From Central Databases to Shared Records

Traditional financial systems rely on centralized databases controlled by banks, governments, or large organizations. These systems work efficiently, but they concentrate authority and responsibility in a small number of hands. Errors, manipulation, or outages at the center can ripple outward, affecting everyone who depends on the system. Distributed ledgers address this by spreading responsibility across many independent participants, each holding a copy of the same data.

This shift reduces the reliance on a single trusted intermediary. Instead of trusting an institution to keep accurate records, participants can independently verify that the ledger they hold matches the ledger held by others. This does not eliminate trust altogether, but it transforms it from trust in an organization to trust in a shared process and transparent rules.

Immutability and Record Integrity

A key feature of distributed ledgers is that once information is added, it becomes extremely difficult to alter. Transactions are grouped into blocks and linked together in a sequence that reflects their order over time.

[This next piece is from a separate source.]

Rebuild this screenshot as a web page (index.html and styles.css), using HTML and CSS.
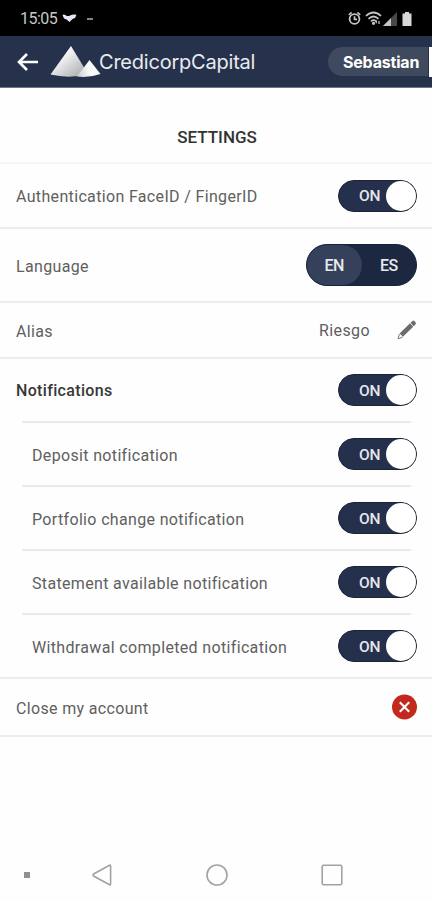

Changing a past record would require changing every subsequent block and convincing the majority of the network to accept that change.

This structure gives the ledger a strong sense of historical integrity. Participants can rely on the fact that past transactions remain consistent and visible. Immutability matters because it creates confidence that records have not been quietly revised, which is especially important in systems involving money, ownership, or contractual obligations.

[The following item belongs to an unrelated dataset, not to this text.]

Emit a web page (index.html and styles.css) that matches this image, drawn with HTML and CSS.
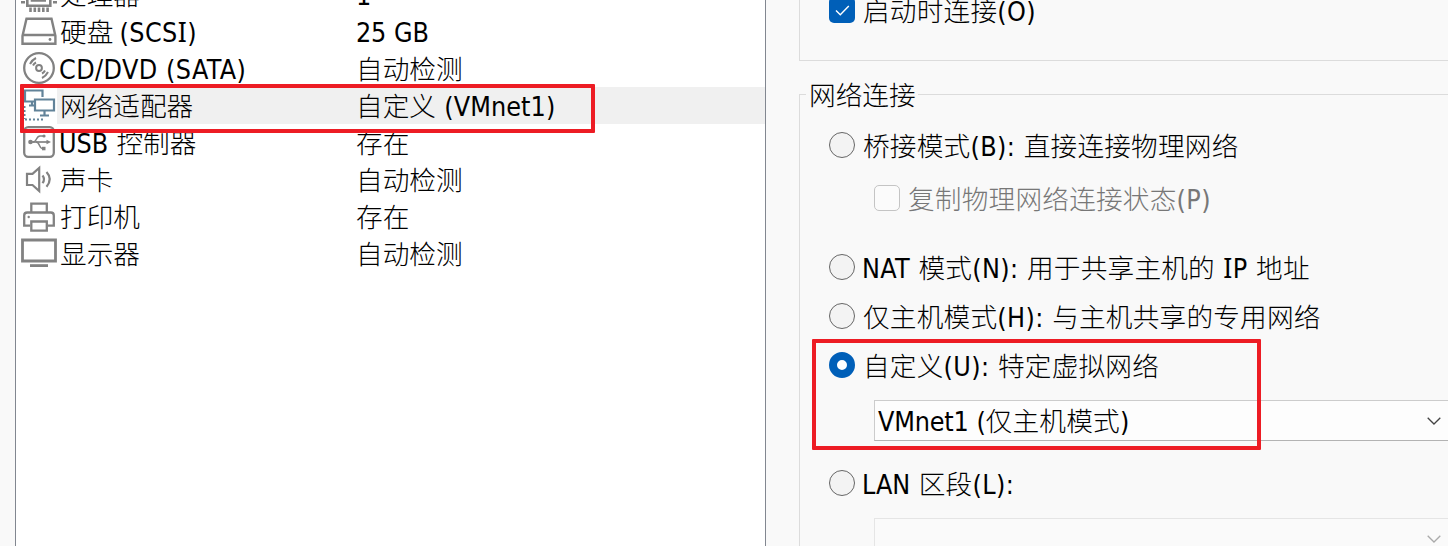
FILE: index.html
```html
<!DOCTYPE html>
<html lang="zh-CN">
<head>
<meta charset="utf-8">
<title>虚拟机设置</title>
<link rel="stylesheet" href="styles.css">
</head>
<body>
<main class="window">
  <section class="devices">
    <div class="row">
      <svg class="icon" viewBox="0 0 36 37"><g fill="none" stroke="#828282" stroke-width="2.600"><path d="M6.300 10v19.700h23V10z"/><path d="M11 15v9.500h14"/><path d="M0 26.300h4M32 26.300h4M0 19h4M32 19h4"/><path d="M9.500 31.500v4.500M13.800 31.500v4.500M18 31.500v4.500M22.300 31.500v4.500M26.600 31.500v4.500"/></g></svg>
      <span class="name">处理器</span><span class="value"><b>1</b></span>
    </div>
    <div class="row">
      <svg class="icon" viewBox="0 0 36 37"><path d="M5.500 5.800h25L34.400 23v7.700H1.500V23zM1.500 22h33" fill="none" stroke="#828282" stroke-width="2.400"/><circle cx="29" cy="26.500" r="1.400" fill="#828282"/></svg>
      <span class="name">硬盘 <b class="scsi">(SCS<i>I</i>)</b></span><span class="value"><b class="gb">25 GB</b></span>
    </div>
    <div class="row">
      <svg class="icon" viewBox="0 0 36 37"><g fill="none" stroke="#828282" stroke-width="2.300"><circle cx="18" cy="18" r="14.800"/><circle cx="18" cy="18" r="2.900" stroke-width="2"/><path d="M9 14q2-4 6-6M12 15.500q1-2 3-3M27 22q-2 4-6 6M24 20.500q-1 2-3 3" stroke-width="2"/></g></svg>
      <span class="name"><b class="lead cd">CD/DVD (SATA)</b></span><span class="value auto">自动检测</span>
    </div>
    <div class="row selected">
      <svg class="icon" viewBox="0 0 36 37"><g fill="none" stroke="#628399" stroke-width="2.200"><path d="M13 14.500H4V3.500h17.500V10M14 12.500h19v11H14zM23.500 24v4M19 28.500h9M11 15v4M8 18.500h5"/><path d="M3.500 19v13M4 32.500h19" stroke-width="2" stroke-dasharray="2 2"/></g></svg>
      <span class="name">网络适配器</span><span class="value auto">自定义 <b class="adapter">(VMnet1)</b></span>
    </div>
    <div class="row">
      <svg class="icon" viewBox="0 0 36 37"><g fill="none" stroke="#828282" stroke-width="2.300"><rect x="3.200" y="3.200" width="29.600" height="29.600" rx="4"/><path d="M8 18h20" stroke-width="1.700"/><path d="M12 18c4 0 3-6 7-6h3M15 18c4 0 3 6.500 6 6.500h2" stroke-width="1.500"/></g><g fill="#828282"><circle cx="9.500" cy="18" r="2.300"/><path d="M25.500 15.800l4.500 2.200-4.500 2.200z"/><circle cx="23" cy="12" r="1.600"/><path d="M21 22.800h3.500v3.500h-3.500z"/></g></svg>
      <span class="name"><b class="lead usb">USB</b> 控制器</span><span class="value">存在</span>
    </div>
    <div class="row">
      <svg class="icon" viewBox="0 0 36 37"><g fill="none" stroke="#828282" stroke-width="2.200"><path d="M6 12.800h5.500L18.200 7v23l-6.700-6H6z"/><path d="M21.500 14.500q3 3.800 0 7.700M25.500 11q6.500 7 0 14.700"/></g></svg>
      <span class="name">声卡</span><span class="value auto">自动检测</span>
    </div>
    <div class="row">
      <svg class="icon" viewBox="0 0 36 37"><g fill="none" stroke="#828282" stroke-width="2.300"><path d="M10.300 14.500V5.700h15.500v8.800"/><path d="M9 27.700H3.200V17.500q0-3 3-3h23.600q3 0 3 3v10.200H27"/><path d="M10.300 23.500h15.500v9.200H10.300z"/></g><circle cx="7.700" cy="19" r="1.200" fill="#828282"/></svg>
      <span class="name">打印机</span><span class="value">存在</span>
    </div>
    <div class="row">
      <svg class="icon" viewBox="0 0 36 37"><g fill="none" stroke="#828282" stroke-width="2.800"><path d="M1.500 5h33v21h-33z"/><path d="M9 30.600h18"/></g></svg>
      <span class="name">显示器</span><span class="value auto">自动检测</span>
    </div>
  </section>

  <section class="settings">
    <div class="group status">
      <label class="option"><span class="check on"><svg viewBox="0 0 26 26"><path d="M7 13.500l4.300 4.300 8.500-8.800" fill="none" stroke="#fff" stroke-width="1.400"/></svg></span><span class="text">启动时连接<b>(O)</b></span></label>
    </div>
    <div class="group network">
      <div class="legend">网络连接</div>
      <label class="option bridge"><span class="radio"></span><span class="text">桥接模式<b>(B):</b> 直接连接物理网络</span></label>
      <label class="option replicate"><span class="check"></span><span class="text">复制物理网络连接状态<b>(P)</b></span></label>
      <label class="option nat"><span class="radio"></span><span class="text"><b class="lead">NAT</b> 模式<b>(N):</b> 用于共享主机的 <b><i>I</i>P</b> 地址</span></label>
      <label class="option"><span class="radio"></span><span class="text">仅主机模式<b>(H):</b> 与主机共享的专用网络</span></label>
      <label class="option"><span class="radio on"></span><span class="text">自定义<b>(U):</b> 特定虚拟网络</span></label>
      <div class="combo"><span class="text"><b class="vm">VMnet1 (</b>仅主机模式<b>)</b></span><svg class="chevron" viewBox="0 0 14 8"><path d="M.7.700L7 7l6.300-6.300" fill="none" stroke="#444" stroke-width="1.300"/></svg></div>
      <label class="option lan"><span class="radio"></span><span class="text"><b class="lead lan-name">LAN</b> 区段<b>(L):</b></span></label>
      <div class="combo disabled"><svg class="chevron" viewBox="0 0 14 8"><path d="M.7.700L7 7l6.300-6.300" fill="none" stroke="#aaa" stroke-width="1.300"/></svg></div>
    </div>
  </section>
  <div class="mark mark-device"></div>
  <div class="mark mark-custom"></div>
</main>
</body>
</html>
```
FILE: styles.css
```css
* { box-sizing: border-box; }
body {
  margin: 0;
  background: #f9f9f9;
  color: #000;
  font: 300 26.67px/37px "Noto Sans CJK SC", sans-serif;
  word-spacing: 2.3px;
}
b { font: 400 26.67px/1 "DejaVu Sans Condensed", "DejaVu Sans", sans-serif; letter-spacing: .4px; word-spacing: .5px; }
b.lead { margin-left: -1px; }
b.adapter { letter-spacing: .1px; }
b.vm { letter-spacing: -.2px; }
b.usb, b.lan-name { letter-spacing: 0; }
b.gb { letter-spacing: -.2px; }
b.scsi { margin-left: -2px; }
i { font-family: "Noto Sans", sans-serif; font-style: normal; }
.window { position: relative; display: flex; width: 1448px; height: 546px; padding-left: 15px; overflow: hidden; }
.devices { width: 751px; height: 546px; border: solid #828790; border-width: 0 1px; background: #fff; overflow: hidden; flex: none; }
.row { display: flex; height: 37px; padding-left: 5px; white-space: nowrap; line-height: 35px; }
.row:first-child { margin-top: -24px; }
.row.selected { background: linear-gradient(to right, #fff 41px, #f0f0f0 41px); }
.icon { width: 36px; height: 37px; flex: none; }
.name { width: 298px; padding-left: 2px; margin-left: 1px; }
.value { flex: 1; }
.settings { flex: 1; padding-left: 33px; min-width: 0; }
.group { border: 1px solid #dcdcdc; border-right: 0; white-space: nowrap; }
.status { display: flex; height: 61px; border-top: 0; padding-left: 29px; }
.status .option { margin-top: -9px; }
.network { height: 500px; margin-top: 33px; padding-left: 29px; }
.legend { width: 112px; height: 37px; margin: -18px 0 0 -23px; padding-left: 3px; background: #f9f9f9; line-height: 34px; }
.option { display: flex; align-items: center; height: 38px; margin-bottom: 11px; gap: 8px; }
.bridge { margin: 12px 0 15px; }
.replicate { margin: 0 0 31px 45px; color: #777; }
.text { flex: none; padding-bottom: 2px; letter-spacing: .2px; }
.radio, .check { width: 26px; height: 26px; flex: none; border: 1px solid #666; border-radius: 50%; background: #f3f3f3; }
.radio.on { border: 8px solid #005fb8; background: #fff; }
.check { border: 1.500px solid #c4c4c4; border-radius: 5px; background: #fbfbfb; }
.check.on { border: 0; background: #005fb8; }
.check svg { display: block; }
.combo { display: flex; align-items: center; justify-content: space-between; height: 41px; margin: 16px 0 0 45px; padding: 0 7px 0 3px; border: 1px solid #ccc; border-bottom-color: #b3b3b3; border-right: 0; background: #fdfdfd; }
.chevron { width: 14px; height: 8px; margin-left: auto; }
.lan { margin: 23px 0 0; }
.disabled { border-color: #e5e5e5; background: #fafafa; }
.mark { position: absolute; border: 4px solid #ed1c24; border-radius: 1px; }
.mark-device { left: 20px; top: 84px; width: 575px; height: 49px; }
.mark-custom { left: 812px; top: 339px; width: 449px; height: 111px; }
```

Transparency Without Central Exposure

Distributed ledgers are often described as transparent, but this transparency has a specific meaning. The rules, transaction formats, and ledger history are openly available for inspection. Anyone can review how the system works and verify transactions according to the same criteria as everyone else.

At the same time, transparency does not necessarily mean revealing personal identities. Many cryptocurrency systems separate transaction data from real-world identities, allowing public verification without centralized surveillance. This balance between openness and privacy is one of the defining tensions within distributed ledger design.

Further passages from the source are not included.